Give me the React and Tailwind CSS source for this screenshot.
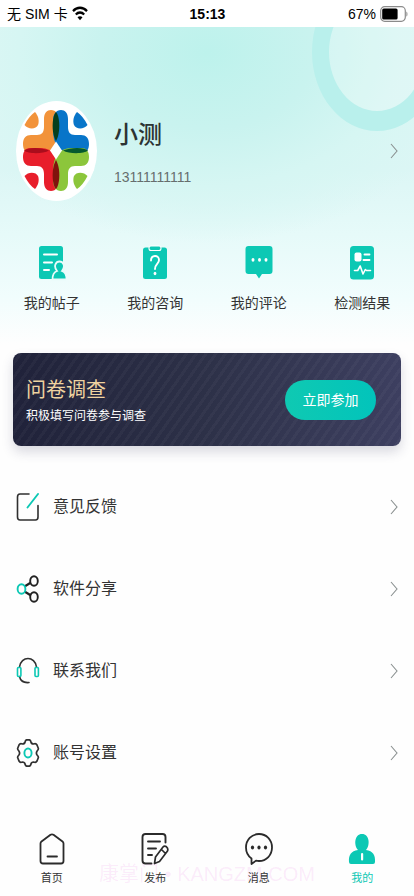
import React from "react";

const teal = "#0cc8b4";

function WifiIcon() {
  return (
    <svg className="h-[15px] w-4" viewBox="0 0 16 14" preserveAspectRatio="none" fill="none" stroke="#000" strokeWidth="2.2" aria-hidden="true">
      <path d="M1 4.8C5 .6 11 .6 15 4.8" />
      <path d="M3.8 7.9c2.4-2.5 6-2.5 8.4 0" />
      <path d="M8 13.2 5.5 10.6c1.4-1.4 3.6-1.4 5 0z" fill="#000" stroke="none" />
    </svg>
  );
}

function BatteryIcon() {
  return (
    <svg className="h-4 w-7" viewBox="0 0 28 16" fill="none" aria-hidden="true">
      <rect x=".7" y=".7" width="24.6" height="14.6" rx="4" stroke="#8b8b8b" strokeWidth="1.2" />
      <rect x="2.2" y="2.4" width="15.4" height="11.2" rx="1.6" fill="#000" />
      <path d="M26.4 5.4c1.4.8 1.4 4.4 0 5.2z" fill="#8b8b8b" />
    </svg>
  );
}

function Chevron() {
  return (
    <svg className="h-4 w-2 shrink-0" viewBox="0 0 8 16" fill="none" stroke="#8a9090" strokeWidth="1.1" aria-hidden="true">
      <path d="M1 1l6 7-6 7" />
    </svg>
  );
}

function Avatar() {
  return (
    <svg className="h-[100px] w-[81px] shrink-0" viewBox="0 0 81 100" role="img" aria-label="头像">
      <defs>
        <path id="arm" d="M28 18C28 12 31 9 35 9C40 9 43 13 43 20V29C43 43 37 52 25 52H14C9 52 7 48 7 43C7 37 10 34 15 34H21C26 34 28 31 28 26Z" />
        <path id="drop" d="M8.500 24Q13 15 19 11C22.500 15 23.500 20 22 24C20 28.500 12 28.500 8.500 24Z" />
      </defs>
      <ellipse cx="40.5" cy="50" rx="40.5" ry="50" fill="#fff" />
      <use href="#arm" fill="#f2933a" />
      <use href="#arm" fill="#0875c9" transform="matrix(-1 0 0 1 80 0)" />
      <use href="#arm" fill="#e81e2b" transform="matrix(1 0 0 -1 0 99)" />
      <use href="#arm" fill="#8cc63b" transform="matrix(-1 0 0 -1 80 99)" />
      <path d="M40 11C36.300 15 36 27 37.500 33C38 36 39 38 40 40C41 38 42 36 42.500 33C44 27 43.700 15 40 11Z" fill="#063f1c" />
      <path d="M40 88C36.300 84 36 72 37.500 66C38 63 39 61 40 59C41 61 42 63 42.500 66C44 72 43.700 84 40 88Z" fill="#80130d" />
      <path d="M8 49.500C12 46 25 46 33 49.500C27 53 12 53 8 49.500Z" fill="#ab0d1c" />
      <path d="M72 49.500C68 46 55 46 47 49.500C53 53 68 53 72 49.500Z" fill="#04592f" />
      <path d="M40 40.500L46 49.500L40 58.500L34 49.500Z" fill="#fff" />
      <use href="#drop" fill="#f2933a" />
      <use href="#drop" fill="#0875c9" transform="matrix(-1 0 0 1 80 0)" />
      <use href="#drop" fill="#e81e2b" transform="matrix(1 0 0 -1 0 99)" />
      <use href="#drop" fill="#8cc63b" transform="matrix(-1 0 0 -1 80 99)" />
    </svg>
  );
}

function PostsIcon() {
  return (
    <svg className="h-9 w-7" viewBox="0 0 28 36" aria-hidden="true">
      <rect x="1" y="1" width="24" height="33" rx="2.500" fill={teal} />
      <path d="M6 9.500h13M6 17.500h8M6 25h5" stroke="#fff" strokeWidth="2" strokeLinecap="round" />
      <path d="M14.500 34.500c0-5 1.500-7.500 4.500-8.500-4-5-1-9.500 2.500-9.500s6.500 4.500 2.500 9.500c3 1 4.500 3.500 4.500 8.500z" fill={teal} stroke="#eafbfa" strokeWidth="1.800" />
    </svg>
  );
}

function ConsultIcon() {
  return (
    <svg className="h-9 w-7" viewBox="0 0 28 36" aria-hidden="true">
      <rect x="2" y="2.500" width="24" height="31.500" rx="2.500" fill={teal} />
      <rect x="8" y="1" width="12" height="4.500" rx="2" fill={teal} stroke="#fff" strokeWidth="1.100" />
      <path d="M10 15.500c0-6 8-6 8-.5 0 4-4 4-4 9" fill="none" stroke="#fff" strokeWidth="1.900" strokeLinecap="round" />
      <ellipse cx="14" cy="28.500" rx="1.400" ry="1.700" fill="#fff" />
    </svg>
  );
}

function CommentIcon() {
  return (
    <svg className="h-9 w-7" viewBox="0 0 28 36" aria-hidden="true">
      <path d="M3.500 1h21q3 0 3 3v22q0 3-3 3h-7.500l-3 4.500-3-4.500h-7.500q-3 0-3-3v-22q0-3 3-3z" fill={teal} />
      <g fill="#fff">
        <ellipse cx="8" cy="14.800" rx="1.500" ry="1.900" />
        <ellipse cx="14.500" cy="14.800" rx="1.500" ry="1.900" />
        <ellipse cx="21" cy="14.800" rx="1.500" ry="1.900" />
      </g>
    </svg>
  );
}

function ResultIcon() {
  return (
    <svg className="h-9 w-7" viewBox="0 0 28 36" aria-hidden="true">
      <rect x="2" y="1" width="24" height="33.500" rx="3.500" fill={teal} />
      <rect x="6.500" y="7.500" width="7" height="9" rx="2" fill="#fff" />
      <path d="M16.500 9.500h5M15.500 15h6" stroke="#fff" strokeWidth="1.900" strokeLinecap="round" />
      <path d="M6.500 25.500h3.200l2.500-4.500 2.800 8 2.300-4.500 1.200 1h4" fill="none" stroke="#fff" strokeWidth="1.600" strokeLinecap="round" strokeLinejoin="round" />
    </svg>
  );
}

function FeedbackIcon() {
  return (
    <svg className="h-7 w-6" viewBox="0 0 24 28" fill="none" strokeWidth="1.600" strokeLinecap="round" aria-hidden="true">
      <path d="M13 1H4Q1.500 1 1.500 4V24Q1.500 27 4 27H19.500Q22 27 22 24V12.500" stroke="#303030" />
      <path d="M11.500 14.500L22 1" stroke={teal} strokeWidth="1.900" />
    </svg>
  );
}

function ShareIcon() {
  return (
    <svg className="h-7 w-6" viewBox="0 0 24 28" fill="none" strokeWidth="1.900" aria-hidden="true">
      <path d="M8.500 11.500L15 7.500M8.500 16.500L15 20.500" stroke="#222" strokeWidth="2.200" />
      <ellipse cx="18" cy="6" rx="3.800" ry="4.800" stroke="#222" />
      <ellipse cx="18" cy="22" rx="3.800" ry="4.800" stroke="#222" />
      <ellipse cx="5.500" cy="14" rx="3.900" ry="4.800" stroke={teal} />
    </svg>
  );
}

function ContactIcon() {
  return (
    <svg className="h-7 w-6" viewBox="0 0 24 28" fill="none" strokeWidth="1.600" strokeLinecap="round" aria-hidden="true">
      <path d="M3.500 10C5 -1.300 19 -1.300 20.500 10M3.500 19.500C4.500 24 8 26 13 25.500" stroke="#303030" />
      <rect x="1.500" y="10.500" width="3.400" height="9" rx="1" stroke={teal} />
      <rect x="19" y="10.500" width="3.400" height="9" rx="1" stroke={teal} />
    </svg>
  );
}

function SettingsIcon() {
  return (
    <svg className="h-7 w-6" viewBox="0 0 24 28" fill="none" strokeWidth="1.700" strokeLinejoin="round" aria-hidden="true">
      <path d="M9.200 2.500Q9.500 .8 11 .8H13Q14.500 .8 14.800 2.500Q15.300 5 17.500 5Q20 4 21 6L22.200 9Q22.800 10.500 21.300 11.700Q19.500 14 21.300 16.300Q22.800 17.500 22.200 19L21 22Q20 24 17.500 23Q15.300 23 14.800 25.500Q14.500 27.200 13 27.200H11Q9.500 27.200 9.200 25.500Q8.700 23 6.500 23Q4 24 3 22L1.800 19Q1.200 17.500 2.700 16.300Q4.500 14 2.700 11.700Q1.200 10.500 1.800 9L3 6Q4 4 6.500 5Q8.700 5 9.200 2.500Z" stroke="#303030" />
      <ellipse cx="12" cy="14" rx="3.600" ry="4.500" stroke={teal} strokeWidth="1.900" />
    </svg>
  );
}

function HomeIcon() {
  return (
    <svg className="h-8 w-7" viewBox="0 0 28 32" fill="none" stroke="#2b2b2b" strokeWidth="1.800" strokeLinecap="round" strokeLinejoin="round" aria-hidden="true">
      <path d="M12.500 1.800Q14 .8 15.500 1.800L24.500 8.500Q25.500 9.300 25.500 10.500V28Q25.500 30.500 23 30.500H5Q2.500 30.500 2.500 28V10.500Q2.500 9.300 3.500 8.500Z" />
      <path d="M9.500 23.500h9.500" />
    </svg>
  );
}

function PublishIcon() {
  return (
    <svg className="h-8 w-7" viewBox="0 0 28 32" fill="none" stroke="#2b2b2b" strokeWidth="1.900" strokeLinecap="round" strokeLinejoin="round" aria-hidden="true">
      <path d="M10.500 30.500H4.500Q1.500 30.500 1.500 27.500V4Q1.500 1 4.500 1H21.500Q24.500 1 24.500 4V9.500" />
      <path d="M7 8.500h12M7 15.500h8M7 22h4" />
      <path d="M13.500 30.500L14.500 24L22 14Q23.500 12.300 25.500 13.800Q27.500 15.500 26.500 18L18.500 28.500ZM20.500 16.500l4 4" strokeWidth="1.700" />
    </svg>
  );
}

function MessageIcon() {
  return (
    <svg className="h-8 w-7" viewBox="0 0 28 32" fill="none" stroke="#2b2b2b" strokeWidth="1.800" strokeLinejoin="round" aria-hidden="true">
      <path d="M6.500 31V25.500C3 23 1 19 1 14.500C1 7 6.500 1 14 1S27 7 27 14.500S21.500 28 14 28Q12.500 28 11 27.600Z" />
      <g fill="#2b2b2b" stroke="none">
        <ellipse cx="7.500" cy="14.500" rx="1.600" ry="1.900" />
        <ellipse cx="14" cy="14.500" rx="1.600" ry="1.900" />
        <ellipse cx="20.500" cy="14.500" rx="1.600" ry="1.900" />
      </g>
    </svg>
  );
}

function MineIcon() {
  return (
    <svg className="h-8 w-7" viewBox="0 0 28 32" aria-hidden="true">
      <path d="M10 17C5.500 12 6.500 1 14 1S22.500 12 18 17C25 18 27.500 22 27 29Q27 31 25 31H3Q1 31 1 29C.500 22 3 18 10 17Z" fill={teal} />
      <rect x="13" y="20" width="2.200" height="7.500" rx="1.100" fill="#fff" />
    </svg>
  );
}

const shortcuts = [
  { label: "我的帖子", Icon: PostsIcon },
  { label: "我的咨询", Icon: ConsultIcon },
  { label: "我的评论", Icon: CommentIcon },
  { label: "检测结果", Icon: ResultIcon },
];

const menu = [
  { label: "意见反馈", Icon: FeedbackIcon },
  { label: "软件分享", Icon: ShareIcon },
  { label: "联系我们", Icon: ContactIcon },
  { label: "账号设置", Icon: SettingsIcon },
];

const tabs = [
  { label: "首页", Icon: HomeIcon },
  { label: "发布", Icon: PublishIcon },
  { label: "消息", Icon: MessageIcon },
  { label: "我的", Icon: MineIcon, active: true },
];

export default function App() {
  return (
    <div className="relative flex min-h-screen flex-col bg-[#fefefe] font-['Liberation_Sans','Noto_Sans_CJK_SC',sans-serif] text-[#333]">
      <div className="grid h-[27px] grid-cols-3 items-center bg-white pl-[7px] pr-[6px] text-sm text-black">
        <div className="flex items-center gap-1 whitespace-nowrap">
          <span>无 SIM 卡</span>
          <WifiIcon />
        </div>
        <div className="text-center font-bold">15:13</div>
        <div className="flex items-center justify-end gap-1">
          <span>67%</span>
          <BatteryIcon />
        </div>
      </div>

      <header className="relative overflow-hidden bg-[radial-gradient(ellipse_65%_60%_at_50%_8%,#bdf2ec_0%,#c9f3ef_40%,#d6f6f3_70%,transparent_100%),linear-gradient(180deg,#e0f7f5_0%,#dcf6f5_45%,#e6faf9_65%,#f1fdfd_85%,#fefefe_100%)] pb-8 pt-[74px]">
        <div className="absolute -right-7 -top-[54px] h-[158px] w-[130px] rounded-[50%] border-x-[17px] border-y-[20px] border-[#b9f0ec] bg-white/20" />
        <button type="button" className="relative flex w-full items-center pl-4 pr-4 text-left">
          <Avatar />
          <span className="ml-[17px] flex flex-1 flex-col gap-4 pt-1">
            <span className="text-2xl font-medium leading-8 text-[#2c3333]">小测</span>
            <span className="text-sm leading-5 text-[#666e6e]">13111111111</span>
          </span>
          <Chevron />
        </button>
        <nav className="relative mt-11 grid grid-cols-4">
          {shortcuts.map(({ label, Icon }) => (
            <button key={label} type="button" className="flex flex-col items-center gap-3 text-sm leading-5">
              <Icon />
              {label}
            </button>
          ))}
        </nav>
      </header>

      <main className="flex flex-col">
        <section className="mx-[13px] mt-2 flex h-[93px] items-center justify-between rounded-lg bg-[repeating-linear-gradient(125deg,transparent_0px,transparent_5px,rgba(255,255,255,0.03)_5px,rgba(255,255,255,0.03)_8px),linear-gradient(90deg,#20223a_0%,#2d3148_50%,#3d3f60_100%)] pl-[13px] pr-[25px] shadow-[0_6px_12px_rgba(50,50,90,0.18)]">
          <div className="pt-1">
            <h2 className="text-xl leading-7 text-[#efd3a0]">问卷调查</h2>
            <p className="text-xs leading-6 text-white">积极填写问卷参与调查</p>
          </div>
          <button type="button" className="h-10 w-[91px] rounded-full bg-gradient-to-r from-[#0fc9b2] to-[#02c4bb] text-sm text-white">立即参加</button>
        </section>

        <ul className="mt-5">
          {menu.map(({ label, Icon }) => (
            <li key={label}>
              <button type="button" className="flex h-[82px] w-full items-center pl-4 pr-4 text-left text-base">
                <Icon />
                <span className="ml-[13px] flex-1">{label}</span>
                <Chevron />
              </button>
            </li>
          ))}
        </ul>
      </main>

      <nav className="mt-auto grid grid-cols-4 pb-[10px]">
        {tabs.map(({ label, Icon, active }) => (
          <a key={label} href="#" className={active ? "flex flex-col items-center gap-[5px] text-[11px] leading-4 text-[#0cc8b4]" : "flex flex-col items-center gap-[5px] text-[11px] leading-4 text-[#333]"}>
            <Icon />
            {label}
          </a>
        ))}
      </nav>

      <div className="pointer-events-none absolute inset-x-0 bottom-2 whitespace-nowrap text-center text-xl leading-7 text-[#e040d8]/10">康掌门 • KANGZM.COM</div>
    </div>
  );
}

--------

PROMPT
Going through the data above, count the lines where the string "React" appears, and answer with only that number.

RESULT BELOW
2